**This is taken from the back of the book, and from the inside cover, which contains comments about "Shadow of the Moon". My review follows. **


India, that vast, glittering, cruel, mysterious and sunbaked continent, is captured here in a spectacular romance by the author of The Far Pavilions.

When India bursts into flaming hatreds and bitter bloodshed during the dark days of the Mutiny, Captain Alex Randall and his superior's wife, the lovely raven-haired Winter de Ballesteros, are thrown unwillingly together in the struggle for survival.

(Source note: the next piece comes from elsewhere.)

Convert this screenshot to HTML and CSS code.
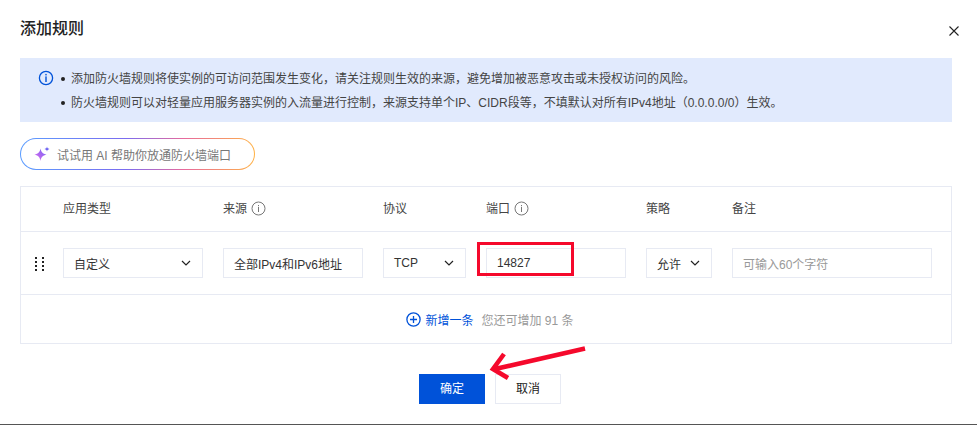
FILE: index.html
```html
<!DOCTYPE html>
<html lang="zh-CN">
<head>
<meta charset="utf-8">
<title>添加规则</title>
<link rel="stylesheet" href="styles.css">
</head>
<body>
<main class="dialog">
  <header class="head">
    <h1 class="title">添加规则</h1>
    <svg class="close" width="12" height="12" viewBox="0 0 12 12"><path d="M1.500 1.500l9 9M10.500 1.500l-9 9" stroke="#222" stroke-width="1.100" fill="none"/></svg>
  </header>
  <section class="alert">
    <svg class="alert-icon" width="16" height="16" viewBox="0 0 16 16"><circle cx="8" cy="8" r="6.600" fill="none" stroke="#0052d9" stroke-width="1.300"/><rect x="7.300" y="3.900" width="1.400" height="1.500" fill="#0052d9"/><rect x="7.300" y="6.400" width="1.400" height="5.600" fill="#0052d9"/></svg>
    <ul class="alert-list">
      <li>添加防火墙规则将使实例的可访问范围发生变化，请关注规则生效的来源，避免增加被恶意攻击或未授权访问的风险。</li>
      <li>防火墙规则可以对轻量应用服务器实例的入流量进行控制，来源支持单个IP、CIDR段等，不填默认对所有IPv4地址（0.0.0.0/0）生效。</li>
    </ul>
  </section>
  <div class="ai-pill">
    <svg width="16" height="16" viewBox="0 0 16 16"><defs><linearGradient id="spark" x1="0" y1="1" x2="1" y2="0"><stop offset="0" stop-color="#e56bf0"/><stop offset="1" stop-color="#6d63f2"/></linearGradient></defs><path d="M6.500 2.500C7.200 6 8.500 7.600 12.500 8.600 8.500 9.600 7.200 11.200 6.500 15 5.800 11.200 4.500 9.600 .5 8.600 4.500 7.600 5.800 6 6.500 2.500Z" fill="url(#spark)"/><path d="M13 .5c.3 1.500.8 2 2.500 2.500-1.700.5-2.200 1-2.500 2.500-.3-1.500-.8-2-2.500-2.500 1.700-.5 2.200-1 2.500-2.500Z" fill="#6d63f2"/></svg>
    <span>试试用 AI 帮助你放通防火墙端口</span>
  </div>
  <section class="table">
    <div class="grid head-row">
      <span>应用类型</span>
      <span class="with-tip">来源 <svg class="tip" width="15" height="15" viewBox="0 0 15 15"><circle cx="7.500" cy="7.500" r="6.500" fill="none" stroke="#777" stroke-width="1"/><rect x="7" y="4" width="1" height="1.200" fill="#777"/><rect x="7" y="6" width="1" height="5" fill="#777"/></svg></span>
      <span>协议</span>
      <span class="with-tip">端口 <svg class="tip" width="15" height="15" viewBox="0 0 15 15"><circle cx="7.500" cy="7.500" r="6.500" fill="none" stroke="#777" stroke-width="1"/><rect x="7" y="4" width="1" height="1.200" fill="#777"/><rect x="7" y="6" width="1" height="5" fill="#777"/></svg></span>
      <span>策略</span>
      <span>备注</span>
    </div>
    <div class="grid body-row">
      <svg class="drag" width="10" height="14" viewBox="0 0 10 14"><g fill="#222"><rect x="0" y="0" width="2" height="2"/><rect x="7" y="0" width="2" height="2"/><rect x="0" y="4" width="2" height="2"/><rect x="7" y="4" width="2" height="2"/><rect x="0" y="8" width="2" height="2"/><rect x="7" y="8" width="2" height="2"/><rect x="0" y="12" width="2" height="2"/><rect x="7" y="12" width="2" height="2"/></g></svg>
      <div class="field select"><span>自定义</span><svg width="10" height="6" viewBox="0 0 10 6"><path d="M1 1l4 4 4-4" stroke="#222" stroke-width="1.200" fill="none"/></svg></div>
      <div class="field"><span>全部IPv4和IPv6地址</span></div>
      <div class="field select"><span>TCP</span><svg width="10" height="6" viewBox="0 0 10 6"><path d="M1 1l4 4 4-4" stroke="#222" stroke-width="1.200" fill="none"/></svg></div>
      <div class="field"><span>14827</span></div>
      <div class="field select"><span>允许</span><svg width="10" height="6" viewBox="0 0 10 6"><path d="M1 1l4 4 4-4" stroke="#222" stroke-width="1.200" fill="none"/></svg></div>
      <div class="field placeholder"><span>可输入60个字符</span></div>
    </div>
    <div class="add-row">
      <svg width="15" height="15" viewBox="0 0 15 15"><circle cx="7.500" cy="7.500" r="6.600" fill="none" stroke="#0052d9" stroke-width="1.300"/><path d="M7.500 4v7M4 7.500h7" stroke="#0052d9" stroke-width="1.300"/></svg>
      <span class="add-link">新增一条</span>
      <span class="add-note">您还可增加 91 条</span>
    </div>
  </section>
  <footer class="actions">
    <button class="btn primary" type="button">确定</button>
    <button class="btn" type="button">取消</button>
  </footer>
</main>
<div class="mark-box"></div>
<svg class="mark-arrow" width="100" height="40" viewBox="0 0 100 40"><path d="M96 3.500L6 24M15 9L4 24 19 33" fill="none" stroke="#f5092c" stroke-width="4.600"/></svg>
</body>
</html>
```
FILE: styles.css
```css
* { box-sizing: border-box; }
html, body { margin: 0; height: 100%; overflow: hidden; }
body {
  position: relative;
  background: #fff;
  color: #222;
  font-family: "Liberation Sans", "Noto Sans CJK SC", sans-serif;
  font-size: 12px;
  text-spacing-trim: space-all;
}
.dialog {
  height: 425px;
  padding: 0 25px 0 20px;
  border-bottom: 1px solid #555;
}
.head {
  height: 58px;
  display: flex;
  justify-content: space-between;
  align-items: center;
  margin-right: -8px;
}
.title { margin: 0; font-size: 16px; line-height: 24px; font-weight: 500; color: #222; }
.close { margin-top: 4px; }
.alert {
  height: 64px;
  background: #e1eafd;
  display: flex;
  padding: 9px 18px;
  gap: 6px;
  color: #444;
}
.alert-icon { flex: none; margin-top: 3px; }
.alert-list { margin: 0; padding: 0; list-style: none; }
.alert-list li { line-height: 24px; padding-left: 11px; position: relative; white-space: nowrap; }
.alert-list li::before {
  content: "";
  position: absolute;
  left: 1px;
  top: 10px;
  width: 4px;
  height: 4px;
  border-radius: 50%;
  background: #222;
}
.ai-pill {
  width: 235px;
  height: 32px;
  margin-top: 16px;
  border: 1px solid transparent;
  border-radius: 16px;
  background:
    linear-gradient(#fff, #fff) padding-box,
    linear-gradient(90deg, #5b9dff 0%, #7b6cf0 45%, #e86a9c 70%, #ffb347 100%) border-box;
  display: flex;
  align-items: center;
  gap: 7px;
  padding-left: 13px;
  color: #777;
}
.table { height: 158px; margin-top: 16px; border: 1px solid #e7eaf3; }
.grid {
  display: grid;
  grid-template-columns: 140px 140px 83px 140px 66px 200px;
  column-gap: 20px;
  padding-left: 42px;
  position: relative;
  border-bottom: 1px solid #e7eaf3;
}
.head-row { height: 45px; align-items: center; color: #444; padding-bottom: 4px; }
.with-tip { display: flex; align-items: center; gap: 4px; }
.tip { display: block; margin-top: 2px; }
.body-row { height: 63px; padding-top: 16px; }
.drag { position: absolute; left: 14px; top: 25px; }
.field {
  height: 30px;
  border: 1px solid #e7eaf3;
  padding: 0 10px;
  display: flex;
  align-items: center;
  justify-content: space-between;
  white-space: nowrap;
  color: #333;
}
.select svg { flex: none; margin-right: 1px; }
.placeholder { color: #999; }
.add-row {
  height: 49px;
  display: flex;
  align-items: center;
  justify-content: center;
  gap: 4px;
  padding-left: 8px;
}
.add-link { color: #0052d9; }
.add-note { color: #999; margin-left: 4px; }
.actions { display: flex; justify-content: center; gap: 10px; margin-top: 30px; padding-left: 8px; }
.btn {
  width: 66px;
  height: 30px;
  border: 1px solid #e7eaf3;
  background: #fff;
  color: #222;
  font: inherit;
  padding: 0 0 3px;
}
.primary { background: #0052d9; border-color: #0052d9; color: #fff; }
.mark-box {
  position: absolute;
  left: 477px;
  top: 242px;
  width: 97px;
  height: 34px;
  border: 3px solid #f5092c;
}
.mark-arrow { position: absolute; left: 489px; top: 345px; }
```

A REVIEW FOR SHADOW OF THE MOON:

'A closely interwoven story of love and war whose descriptive prose is so evocative that you can actually see and -- much more -- smell India as the country assaults you from the page'

-- Sunday Telegraph




My Review

Shadow of the Moon. The name of a wonderful novel and story, one that reached out and grabbed me when I opened it, and would not release me until I had consumed every word. I was literally carrying this book everywhere when I first read it -- I took it to school, read it on the bus to and from school, between classes, at breakfast, lunch, and dinner, and all night. When I was finished, all I could do is let the tears of happiness roll down my cheeks and think. What happened? Did they live happily ever after? For M. M. Kaye wrote the sort of book with a big loose end, and all you can do is sit back helplessly and hope against hope that there is a sequel. There is none that I am aware of . . . yet, anyway . . .

Winter was raised for her first few years as an Indian (sounds like The Far Pavilions, doesn't it?) and is sent back to England to live with her doting great-grandfather and her aunts and uncles and cousins. She is miserable, for while she would be attractive by Indian standards, she was rather plain and thin. She spoke English but haltingly, and was homesick for India. Her aunts hated her, for her great-grandfather had taken a liking to this plain, horrible child while their own daughters were ignored.

When Winter was about eleven, Conway Barton came calling. He was a fortune hunter, and Winter was a considerable heiress. (The story of her parents is romantic but long, so I shall leave it to you to read). Her great-grandfather was aging, and was afraid for her after he died, so he betrothed her to Conway. He was about thirtyish already, but she saw him as a god -- golden hair and all. He gave her a cheap ring to wear and she was to be sent to him when she was old enough.

Winter grew to be quite a beauty. Finally, Captain Alex Randall came to fetch Winter from England and take her to India, where Conway Barton was a Commissioner. He tries to keep her from marrying him, and falls in love with her. But Winter, with her distorted memories of Conway, thinks he is trying to break them up and is quite nasty to him.

Conway ends up being old, fat, and drunk. Winter is told that he is ill, and they were married anyway. She realizes her mistake, but it is too late. Alex is always around, and he teaches her to shoot so she may use a gun against her drunken husband. She is miserable, but forced to stay.

The Mutiny breaks out, and Alex helps a small group of women flee the town into the jungle. Their struggle for survival begins, and Winter, whose husband is surely dead, finds herself falling in love . . .

That is all I will tell you, because you will be horribly mad at me if I spoil it any more. Please go and get this book!! It is wonderful, and you won't regret it! The only book that I have read that compares is Gone With the Wind, but, while being unfaithful to my page on that subject, I think it is a shade better.